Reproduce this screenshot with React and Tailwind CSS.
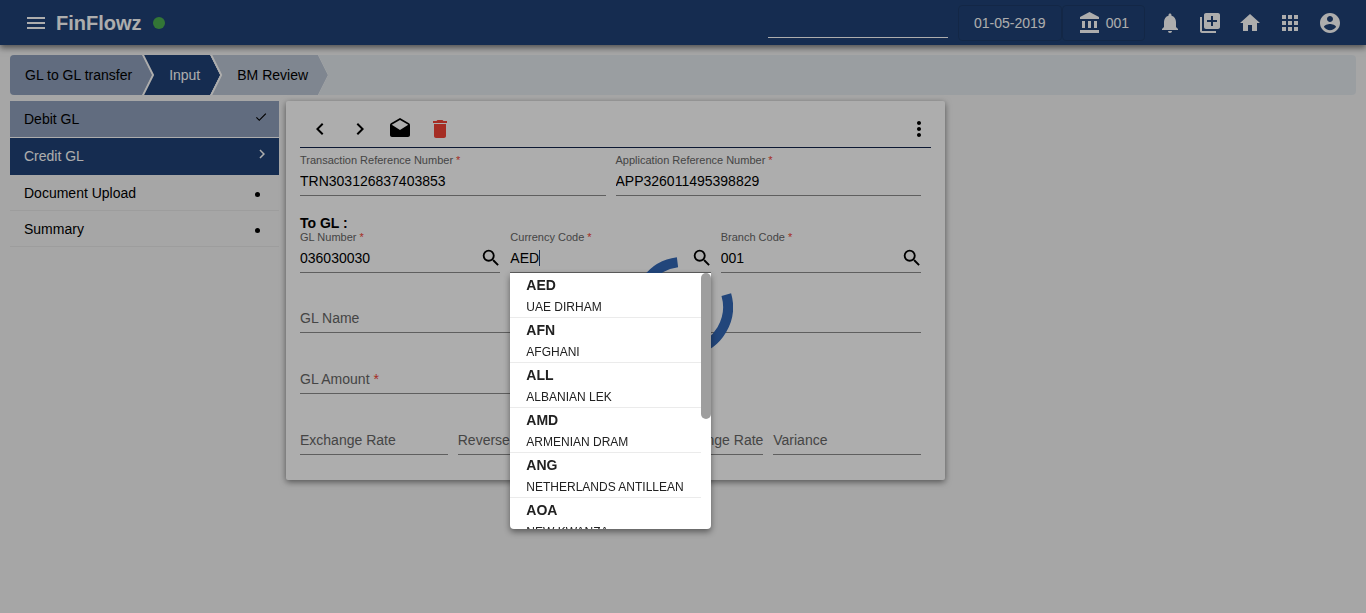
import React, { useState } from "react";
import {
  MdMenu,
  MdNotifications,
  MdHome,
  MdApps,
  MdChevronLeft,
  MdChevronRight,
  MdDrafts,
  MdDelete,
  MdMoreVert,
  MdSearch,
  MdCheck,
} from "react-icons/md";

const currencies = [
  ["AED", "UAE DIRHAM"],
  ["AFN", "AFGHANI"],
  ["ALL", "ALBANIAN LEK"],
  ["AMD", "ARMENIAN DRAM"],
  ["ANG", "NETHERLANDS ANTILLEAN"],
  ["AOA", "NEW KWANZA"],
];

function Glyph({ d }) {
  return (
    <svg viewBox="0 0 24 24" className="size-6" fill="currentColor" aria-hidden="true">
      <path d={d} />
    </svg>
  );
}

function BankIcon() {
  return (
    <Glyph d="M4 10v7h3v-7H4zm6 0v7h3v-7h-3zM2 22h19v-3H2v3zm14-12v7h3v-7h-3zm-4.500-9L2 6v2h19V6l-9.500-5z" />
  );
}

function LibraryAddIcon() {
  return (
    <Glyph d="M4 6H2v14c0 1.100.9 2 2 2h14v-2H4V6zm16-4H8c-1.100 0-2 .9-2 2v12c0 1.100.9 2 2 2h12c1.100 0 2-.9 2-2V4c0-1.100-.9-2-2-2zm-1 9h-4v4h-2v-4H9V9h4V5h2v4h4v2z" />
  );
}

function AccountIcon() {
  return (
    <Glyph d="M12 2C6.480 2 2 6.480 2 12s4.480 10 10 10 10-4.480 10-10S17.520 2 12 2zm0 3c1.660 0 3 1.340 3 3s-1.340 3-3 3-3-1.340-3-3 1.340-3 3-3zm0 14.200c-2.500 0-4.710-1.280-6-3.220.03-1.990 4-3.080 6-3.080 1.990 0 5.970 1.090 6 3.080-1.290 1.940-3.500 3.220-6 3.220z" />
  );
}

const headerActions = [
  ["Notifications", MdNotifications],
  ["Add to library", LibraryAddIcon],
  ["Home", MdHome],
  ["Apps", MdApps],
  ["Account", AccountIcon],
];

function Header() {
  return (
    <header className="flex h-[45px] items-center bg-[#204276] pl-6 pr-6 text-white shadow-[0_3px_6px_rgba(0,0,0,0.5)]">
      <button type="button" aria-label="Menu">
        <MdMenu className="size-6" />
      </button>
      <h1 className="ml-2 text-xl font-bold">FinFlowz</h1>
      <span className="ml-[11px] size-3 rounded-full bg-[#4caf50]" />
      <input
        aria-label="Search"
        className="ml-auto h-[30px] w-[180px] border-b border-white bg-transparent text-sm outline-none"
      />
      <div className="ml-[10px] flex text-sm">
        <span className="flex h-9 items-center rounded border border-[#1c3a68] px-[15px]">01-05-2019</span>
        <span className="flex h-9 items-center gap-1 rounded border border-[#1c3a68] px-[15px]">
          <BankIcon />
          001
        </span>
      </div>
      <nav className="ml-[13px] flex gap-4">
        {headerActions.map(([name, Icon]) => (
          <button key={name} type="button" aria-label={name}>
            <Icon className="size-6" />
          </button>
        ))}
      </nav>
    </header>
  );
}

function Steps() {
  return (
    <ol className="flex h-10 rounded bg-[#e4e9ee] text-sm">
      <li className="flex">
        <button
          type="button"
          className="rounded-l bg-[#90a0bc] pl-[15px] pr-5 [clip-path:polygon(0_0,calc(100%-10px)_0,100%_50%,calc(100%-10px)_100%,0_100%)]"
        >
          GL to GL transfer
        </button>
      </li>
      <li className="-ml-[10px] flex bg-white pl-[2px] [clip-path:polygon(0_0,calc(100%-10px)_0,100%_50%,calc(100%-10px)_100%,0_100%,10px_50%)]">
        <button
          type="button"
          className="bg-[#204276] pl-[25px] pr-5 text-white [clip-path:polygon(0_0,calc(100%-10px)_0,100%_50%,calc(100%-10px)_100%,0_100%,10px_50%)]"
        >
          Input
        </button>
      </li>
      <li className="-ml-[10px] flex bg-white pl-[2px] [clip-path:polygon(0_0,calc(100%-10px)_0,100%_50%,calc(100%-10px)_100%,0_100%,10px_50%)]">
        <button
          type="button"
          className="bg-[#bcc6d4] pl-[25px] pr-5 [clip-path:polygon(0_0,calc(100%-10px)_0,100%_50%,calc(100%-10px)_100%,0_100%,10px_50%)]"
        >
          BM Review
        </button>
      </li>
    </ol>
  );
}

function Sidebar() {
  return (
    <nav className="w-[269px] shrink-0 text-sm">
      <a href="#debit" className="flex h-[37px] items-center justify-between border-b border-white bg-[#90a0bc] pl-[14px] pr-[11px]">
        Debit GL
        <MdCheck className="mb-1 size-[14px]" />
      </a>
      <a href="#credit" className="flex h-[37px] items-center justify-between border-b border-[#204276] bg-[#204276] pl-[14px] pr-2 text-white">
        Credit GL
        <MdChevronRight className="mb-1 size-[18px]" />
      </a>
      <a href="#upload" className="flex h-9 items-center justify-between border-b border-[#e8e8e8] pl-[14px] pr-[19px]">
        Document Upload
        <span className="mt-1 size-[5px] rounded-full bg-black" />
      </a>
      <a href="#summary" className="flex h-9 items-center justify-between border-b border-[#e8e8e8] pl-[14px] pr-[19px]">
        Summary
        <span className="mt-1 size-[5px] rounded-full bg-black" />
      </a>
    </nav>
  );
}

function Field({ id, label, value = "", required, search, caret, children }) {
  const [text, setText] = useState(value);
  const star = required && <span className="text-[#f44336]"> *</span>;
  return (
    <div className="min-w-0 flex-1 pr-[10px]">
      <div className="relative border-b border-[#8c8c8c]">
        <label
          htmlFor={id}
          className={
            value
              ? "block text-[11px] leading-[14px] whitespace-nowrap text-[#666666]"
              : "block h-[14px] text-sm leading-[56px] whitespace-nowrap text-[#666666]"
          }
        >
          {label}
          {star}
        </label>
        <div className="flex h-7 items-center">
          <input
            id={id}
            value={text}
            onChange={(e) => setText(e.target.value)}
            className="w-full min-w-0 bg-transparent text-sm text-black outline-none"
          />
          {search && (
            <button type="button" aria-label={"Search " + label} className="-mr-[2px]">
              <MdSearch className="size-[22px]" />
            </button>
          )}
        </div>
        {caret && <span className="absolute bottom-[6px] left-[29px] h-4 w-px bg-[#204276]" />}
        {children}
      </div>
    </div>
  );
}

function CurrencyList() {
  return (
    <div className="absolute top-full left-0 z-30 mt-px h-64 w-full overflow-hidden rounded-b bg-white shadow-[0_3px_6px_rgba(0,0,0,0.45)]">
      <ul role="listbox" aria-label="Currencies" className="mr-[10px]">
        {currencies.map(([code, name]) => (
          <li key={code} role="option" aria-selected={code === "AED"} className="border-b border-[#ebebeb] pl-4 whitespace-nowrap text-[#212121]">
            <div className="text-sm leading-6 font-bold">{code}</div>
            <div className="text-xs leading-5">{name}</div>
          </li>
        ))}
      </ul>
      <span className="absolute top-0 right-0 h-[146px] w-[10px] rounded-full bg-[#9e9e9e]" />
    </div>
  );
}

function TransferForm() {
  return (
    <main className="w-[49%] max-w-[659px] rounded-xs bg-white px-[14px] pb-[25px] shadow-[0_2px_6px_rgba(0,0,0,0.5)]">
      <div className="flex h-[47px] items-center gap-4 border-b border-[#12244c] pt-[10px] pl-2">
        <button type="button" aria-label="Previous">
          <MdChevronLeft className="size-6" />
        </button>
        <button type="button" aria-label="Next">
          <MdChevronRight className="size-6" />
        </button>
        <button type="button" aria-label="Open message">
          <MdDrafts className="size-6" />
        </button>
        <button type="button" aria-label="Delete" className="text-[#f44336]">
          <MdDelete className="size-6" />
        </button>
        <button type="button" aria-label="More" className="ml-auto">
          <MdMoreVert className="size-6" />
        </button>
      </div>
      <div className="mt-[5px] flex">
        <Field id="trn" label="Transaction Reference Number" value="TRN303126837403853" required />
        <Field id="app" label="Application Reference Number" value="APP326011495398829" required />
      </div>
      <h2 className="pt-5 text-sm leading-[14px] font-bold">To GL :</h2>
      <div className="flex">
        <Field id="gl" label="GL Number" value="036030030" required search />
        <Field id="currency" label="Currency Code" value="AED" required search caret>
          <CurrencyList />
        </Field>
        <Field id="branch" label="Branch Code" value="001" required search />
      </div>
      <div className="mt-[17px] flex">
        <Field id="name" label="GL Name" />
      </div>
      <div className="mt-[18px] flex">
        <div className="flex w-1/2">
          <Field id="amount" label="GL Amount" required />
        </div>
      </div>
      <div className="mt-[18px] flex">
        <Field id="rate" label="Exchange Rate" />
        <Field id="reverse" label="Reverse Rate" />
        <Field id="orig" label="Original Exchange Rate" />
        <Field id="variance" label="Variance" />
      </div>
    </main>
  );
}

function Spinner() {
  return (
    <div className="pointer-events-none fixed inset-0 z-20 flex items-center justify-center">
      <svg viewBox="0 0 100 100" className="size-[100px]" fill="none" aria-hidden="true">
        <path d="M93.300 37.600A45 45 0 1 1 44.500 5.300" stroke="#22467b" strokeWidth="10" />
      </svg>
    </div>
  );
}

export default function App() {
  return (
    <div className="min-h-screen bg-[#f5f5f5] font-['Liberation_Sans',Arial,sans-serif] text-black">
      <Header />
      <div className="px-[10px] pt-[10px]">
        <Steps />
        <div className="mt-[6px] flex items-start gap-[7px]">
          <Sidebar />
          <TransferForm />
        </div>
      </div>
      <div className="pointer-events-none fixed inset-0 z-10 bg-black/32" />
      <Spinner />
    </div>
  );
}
■ ■ ■ ■ ■
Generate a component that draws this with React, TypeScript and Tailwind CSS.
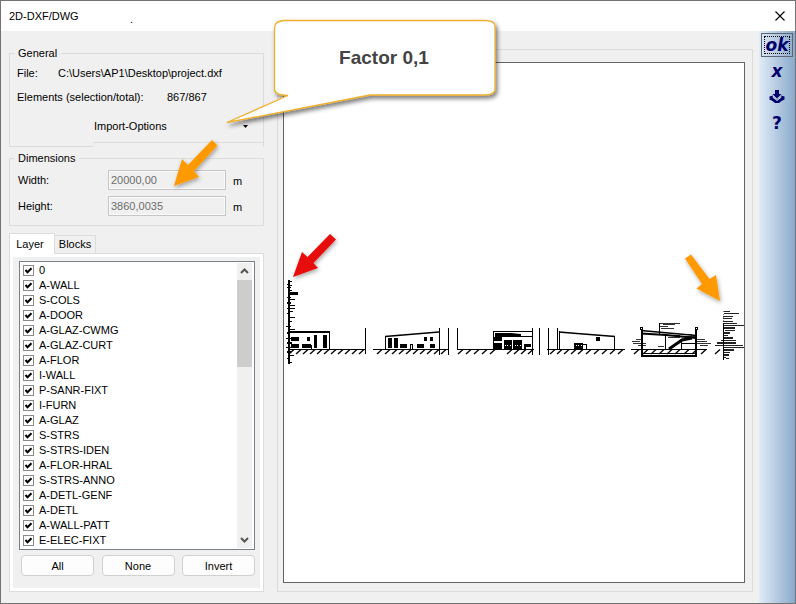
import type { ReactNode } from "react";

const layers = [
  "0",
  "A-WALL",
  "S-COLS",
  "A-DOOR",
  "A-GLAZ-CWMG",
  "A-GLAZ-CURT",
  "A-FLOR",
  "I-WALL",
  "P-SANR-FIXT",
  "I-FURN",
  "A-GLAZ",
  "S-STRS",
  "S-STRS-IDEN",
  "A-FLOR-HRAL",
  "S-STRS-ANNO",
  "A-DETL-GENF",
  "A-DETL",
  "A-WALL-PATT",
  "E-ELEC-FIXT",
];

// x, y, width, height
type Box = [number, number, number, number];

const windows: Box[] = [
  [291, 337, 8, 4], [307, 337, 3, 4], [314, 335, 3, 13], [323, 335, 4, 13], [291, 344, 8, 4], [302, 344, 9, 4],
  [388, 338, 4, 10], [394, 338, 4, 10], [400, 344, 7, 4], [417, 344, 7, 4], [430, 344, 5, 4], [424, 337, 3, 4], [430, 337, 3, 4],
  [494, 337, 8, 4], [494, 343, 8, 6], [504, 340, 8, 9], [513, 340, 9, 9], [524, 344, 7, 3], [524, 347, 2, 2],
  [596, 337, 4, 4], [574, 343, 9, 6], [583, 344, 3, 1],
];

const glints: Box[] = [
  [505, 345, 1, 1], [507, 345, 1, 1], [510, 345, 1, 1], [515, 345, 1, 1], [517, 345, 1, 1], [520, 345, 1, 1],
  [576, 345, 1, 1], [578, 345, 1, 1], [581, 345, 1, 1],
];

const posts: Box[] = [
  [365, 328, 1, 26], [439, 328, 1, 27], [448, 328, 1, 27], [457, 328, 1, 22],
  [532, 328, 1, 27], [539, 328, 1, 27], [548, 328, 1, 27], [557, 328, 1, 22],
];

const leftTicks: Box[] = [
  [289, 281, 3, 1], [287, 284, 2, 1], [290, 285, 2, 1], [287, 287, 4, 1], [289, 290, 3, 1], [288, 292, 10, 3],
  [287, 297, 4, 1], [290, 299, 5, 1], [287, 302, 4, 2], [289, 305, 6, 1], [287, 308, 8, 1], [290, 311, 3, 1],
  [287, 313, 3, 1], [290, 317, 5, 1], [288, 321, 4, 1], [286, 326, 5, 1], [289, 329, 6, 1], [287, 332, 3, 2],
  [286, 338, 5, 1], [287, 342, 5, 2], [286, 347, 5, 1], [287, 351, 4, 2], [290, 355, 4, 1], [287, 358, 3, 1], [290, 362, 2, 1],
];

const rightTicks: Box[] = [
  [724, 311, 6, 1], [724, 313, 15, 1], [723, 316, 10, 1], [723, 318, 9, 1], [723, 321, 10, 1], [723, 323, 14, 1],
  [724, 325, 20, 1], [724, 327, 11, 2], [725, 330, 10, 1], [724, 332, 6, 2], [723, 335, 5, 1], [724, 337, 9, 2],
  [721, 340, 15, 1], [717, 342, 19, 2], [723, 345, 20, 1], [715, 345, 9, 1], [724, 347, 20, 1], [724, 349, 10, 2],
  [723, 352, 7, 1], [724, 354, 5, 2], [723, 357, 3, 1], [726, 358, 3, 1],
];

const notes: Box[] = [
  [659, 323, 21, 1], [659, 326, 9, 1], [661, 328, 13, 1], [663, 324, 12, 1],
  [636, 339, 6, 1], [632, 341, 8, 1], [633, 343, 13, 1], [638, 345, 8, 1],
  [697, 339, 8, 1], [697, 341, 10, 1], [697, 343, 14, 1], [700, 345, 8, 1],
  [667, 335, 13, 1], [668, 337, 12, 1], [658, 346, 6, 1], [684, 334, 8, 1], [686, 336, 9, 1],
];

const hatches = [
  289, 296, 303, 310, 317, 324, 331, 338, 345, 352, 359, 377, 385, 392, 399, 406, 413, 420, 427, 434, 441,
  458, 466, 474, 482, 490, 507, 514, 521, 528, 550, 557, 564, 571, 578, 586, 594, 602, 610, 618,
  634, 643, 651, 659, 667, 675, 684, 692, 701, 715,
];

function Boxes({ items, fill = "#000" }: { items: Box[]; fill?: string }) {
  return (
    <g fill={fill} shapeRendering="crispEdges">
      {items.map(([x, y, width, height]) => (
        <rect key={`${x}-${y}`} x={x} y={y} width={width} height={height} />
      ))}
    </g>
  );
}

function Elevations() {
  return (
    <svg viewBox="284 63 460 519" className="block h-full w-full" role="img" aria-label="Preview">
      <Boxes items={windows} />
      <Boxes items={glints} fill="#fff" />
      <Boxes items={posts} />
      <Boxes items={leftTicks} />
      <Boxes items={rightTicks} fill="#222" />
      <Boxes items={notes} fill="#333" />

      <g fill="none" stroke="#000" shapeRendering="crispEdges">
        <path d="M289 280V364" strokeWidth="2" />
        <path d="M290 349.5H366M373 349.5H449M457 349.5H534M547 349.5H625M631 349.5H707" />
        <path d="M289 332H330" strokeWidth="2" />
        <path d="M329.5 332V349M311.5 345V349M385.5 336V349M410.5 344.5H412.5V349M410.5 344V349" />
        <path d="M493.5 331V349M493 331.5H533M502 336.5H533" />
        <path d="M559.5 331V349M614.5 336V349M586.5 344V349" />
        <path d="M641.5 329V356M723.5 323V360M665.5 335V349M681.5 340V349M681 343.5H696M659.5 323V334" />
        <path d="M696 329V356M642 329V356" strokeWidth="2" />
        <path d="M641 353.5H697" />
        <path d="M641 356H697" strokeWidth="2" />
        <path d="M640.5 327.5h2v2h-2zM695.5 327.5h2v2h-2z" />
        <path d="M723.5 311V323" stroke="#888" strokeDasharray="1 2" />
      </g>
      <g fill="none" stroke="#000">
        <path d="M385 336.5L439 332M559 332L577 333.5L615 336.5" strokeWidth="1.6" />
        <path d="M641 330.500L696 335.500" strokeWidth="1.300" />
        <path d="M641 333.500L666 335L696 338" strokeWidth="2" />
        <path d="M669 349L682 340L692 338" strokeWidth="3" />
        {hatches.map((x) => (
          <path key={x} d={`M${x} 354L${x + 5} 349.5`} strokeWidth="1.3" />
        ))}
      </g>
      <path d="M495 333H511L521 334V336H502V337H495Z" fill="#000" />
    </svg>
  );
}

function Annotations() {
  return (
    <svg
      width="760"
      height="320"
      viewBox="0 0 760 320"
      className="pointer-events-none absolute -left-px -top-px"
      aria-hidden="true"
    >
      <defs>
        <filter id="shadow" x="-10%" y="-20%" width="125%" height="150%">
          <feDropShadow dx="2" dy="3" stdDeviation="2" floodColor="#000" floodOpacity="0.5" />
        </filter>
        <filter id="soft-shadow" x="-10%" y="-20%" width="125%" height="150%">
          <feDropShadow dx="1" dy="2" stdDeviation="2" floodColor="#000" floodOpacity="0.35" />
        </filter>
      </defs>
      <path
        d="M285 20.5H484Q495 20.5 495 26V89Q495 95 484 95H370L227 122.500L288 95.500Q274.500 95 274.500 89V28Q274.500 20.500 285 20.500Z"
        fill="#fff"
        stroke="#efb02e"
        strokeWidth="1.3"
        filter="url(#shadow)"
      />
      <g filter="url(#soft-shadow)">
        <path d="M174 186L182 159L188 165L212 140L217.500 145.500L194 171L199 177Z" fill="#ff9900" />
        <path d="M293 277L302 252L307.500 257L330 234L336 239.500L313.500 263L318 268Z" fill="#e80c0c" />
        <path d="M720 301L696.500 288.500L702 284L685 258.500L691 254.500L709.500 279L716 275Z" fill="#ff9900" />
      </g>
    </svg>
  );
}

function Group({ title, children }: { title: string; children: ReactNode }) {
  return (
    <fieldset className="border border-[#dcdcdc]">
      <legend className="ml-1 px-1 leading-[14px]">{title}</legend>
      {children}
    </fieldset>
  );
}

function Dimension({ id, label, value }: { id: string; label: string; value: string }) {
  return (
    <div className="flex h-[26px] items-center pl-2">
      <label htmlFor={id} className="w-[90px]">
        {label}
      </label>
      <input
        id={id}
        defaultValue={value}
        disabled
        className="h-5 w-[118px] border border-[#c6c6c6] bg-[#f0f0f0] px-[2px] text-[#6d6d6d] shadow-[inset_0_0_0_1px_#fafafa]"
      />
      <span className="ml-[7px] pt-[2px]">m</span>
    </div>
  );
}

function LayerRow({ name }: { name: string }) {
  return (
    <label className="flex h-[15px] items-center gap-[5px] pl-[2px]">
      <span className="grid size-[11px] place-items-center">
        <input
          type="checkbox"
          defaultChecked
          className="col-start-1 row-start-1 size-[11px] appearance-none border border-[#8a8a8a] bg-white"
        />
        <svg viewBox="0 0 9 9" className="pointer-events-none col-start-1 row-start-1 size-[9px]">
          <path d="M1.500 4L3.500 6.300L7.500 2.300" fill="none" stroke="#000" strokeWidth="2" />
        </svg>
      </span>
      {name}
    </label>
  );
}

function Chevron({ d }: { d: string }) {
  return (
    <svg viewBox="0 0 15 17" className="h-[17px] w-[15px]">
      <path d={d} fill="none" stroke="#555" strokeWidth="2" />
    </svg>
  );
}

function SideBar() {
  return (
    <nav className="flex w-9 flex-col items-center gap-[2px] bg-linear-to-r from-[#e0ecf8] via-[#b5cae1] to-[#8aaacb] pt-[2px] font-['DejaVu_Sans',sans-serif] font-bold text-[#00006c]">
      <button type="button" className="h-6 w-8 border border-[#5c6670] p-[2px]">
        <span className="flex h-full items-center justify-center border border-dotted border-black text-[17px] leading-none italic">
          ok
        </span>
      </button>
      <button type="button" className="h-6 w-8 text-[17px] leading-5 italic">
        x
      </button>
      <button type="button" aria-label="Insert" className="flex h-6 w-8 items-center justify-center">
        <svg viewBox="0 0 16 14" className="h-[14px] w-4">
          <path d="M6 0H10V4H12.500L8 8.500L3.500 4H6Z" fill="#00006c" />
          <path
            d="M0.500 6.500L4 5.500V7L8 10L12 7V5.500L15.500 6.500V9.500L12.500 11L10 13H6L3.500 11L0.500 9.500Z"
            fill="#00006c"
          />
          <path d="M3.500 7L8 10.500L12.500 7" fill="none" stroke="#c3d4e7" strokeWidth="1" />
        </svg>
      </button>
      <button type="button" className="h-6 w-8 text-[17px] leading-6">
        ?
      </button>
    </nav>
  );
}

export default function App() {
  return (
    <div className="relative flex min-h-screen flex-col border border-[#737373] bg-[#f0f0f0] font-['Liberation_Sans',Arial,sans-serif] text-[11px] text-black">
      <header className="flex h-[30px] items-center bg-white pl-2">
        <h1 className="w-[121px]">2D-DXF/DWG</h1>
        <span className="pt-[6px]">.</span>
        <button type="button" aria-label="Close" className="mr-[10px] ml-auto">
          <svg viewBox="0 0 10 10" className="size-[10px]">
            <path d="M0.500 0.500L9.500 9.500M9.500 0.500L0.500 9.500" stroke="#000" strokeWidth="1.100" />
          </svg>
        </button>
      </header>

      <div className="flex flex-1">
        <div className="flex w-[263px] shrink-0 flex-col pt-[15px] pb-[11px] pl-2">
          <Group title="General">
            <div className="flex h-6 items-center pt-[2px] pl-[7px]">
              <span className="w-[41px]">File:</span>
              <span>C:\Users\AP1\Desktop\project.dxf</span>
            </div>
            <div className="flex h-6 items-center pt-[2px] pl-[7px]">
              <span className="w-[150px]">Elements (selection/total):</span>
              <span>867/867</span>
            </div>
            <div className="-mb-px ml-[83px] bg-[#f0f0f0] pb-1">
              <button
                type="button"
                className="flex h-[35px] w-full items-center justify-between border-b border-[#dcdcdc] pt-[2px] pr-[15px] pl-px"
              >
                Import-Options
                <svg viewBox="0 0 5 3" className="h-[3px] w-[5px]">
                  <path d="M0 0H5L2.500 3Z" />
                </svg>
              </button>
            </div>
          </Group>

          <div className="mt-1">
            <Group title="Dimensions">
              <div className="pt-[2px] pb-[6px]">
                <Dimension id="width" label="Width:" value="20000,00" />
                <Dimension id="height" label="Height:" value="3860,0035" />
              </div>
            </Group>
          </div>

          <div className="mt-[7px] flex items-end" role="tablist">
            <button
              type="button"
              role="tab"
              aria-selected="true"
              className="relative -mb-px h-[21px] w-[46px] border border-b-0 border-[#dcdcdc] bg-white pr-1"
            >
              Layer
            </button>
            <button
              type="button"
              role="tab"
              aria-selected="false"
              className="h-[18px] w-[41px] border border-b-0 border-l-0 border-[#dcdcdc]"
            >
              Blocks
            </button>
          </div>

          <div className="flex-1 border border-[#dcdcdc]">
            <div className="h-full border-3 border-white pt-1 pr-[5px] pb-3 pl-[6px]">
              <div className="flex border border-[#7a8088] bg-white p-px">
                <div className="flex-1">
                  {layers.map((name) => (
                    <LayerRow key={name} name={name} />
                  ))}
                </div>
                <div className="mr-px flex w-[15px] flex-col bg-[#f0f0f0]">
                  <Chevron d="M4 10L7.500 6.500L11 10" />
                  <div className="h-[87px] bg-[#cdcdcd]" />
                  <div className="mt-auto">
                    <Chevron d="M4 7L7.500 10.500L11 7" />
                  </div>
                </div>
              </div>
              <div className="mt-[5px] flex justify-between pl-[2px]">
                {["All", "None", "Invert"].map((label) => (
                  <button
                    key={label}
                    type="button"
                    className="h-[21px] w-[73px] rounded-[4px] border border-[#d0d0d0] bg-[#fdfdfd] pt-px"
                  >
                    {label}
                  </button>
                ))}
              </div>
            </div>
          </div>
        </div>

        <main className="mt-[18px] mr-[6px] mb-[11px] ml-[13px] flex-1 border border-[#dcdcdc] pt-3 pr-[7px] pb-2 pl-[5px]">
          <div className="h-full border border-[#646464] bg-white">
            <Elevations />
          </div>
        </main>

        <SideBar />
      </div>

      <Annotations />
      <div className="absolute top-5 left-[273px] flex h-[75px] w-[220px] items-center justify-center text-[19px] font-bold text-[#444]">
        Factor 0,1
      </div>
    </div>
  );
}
■ ■ ■ ■ ■
* [Task description]:
Keep to the lines between the line with "Generate a component" and the line with "type Box = [number, number, number, number];", inclusive, and transcribe them without pictures.

* [Output]:
Generate a component that draws this with React, TypeScript and Tailwind CSS.
import type { ReactNode } from "react";

const layers = [
  "0",
  "A-WALL",
  "S-COLS",
  "A-DOOR",
  "A-GLAZ-CWMG",
  "A-GLAZ-CURT",
  "A-FLOR",
  "I-WALL",
  "P-SANR-FIXT",
  "I-FURN",
  "A-GLAZ",
  "S-STRS",
  "S-STRS-IDEN",
  "A-FLOR-HRAL",
  "S-STRS-ANNO",
  "A-DETL-GENF",
  "A-DETL",
  "A-WALL-PATT",
  "E-ELEC-FIXT",
];

// x, y, width, height
type Box = [number, number, number, number];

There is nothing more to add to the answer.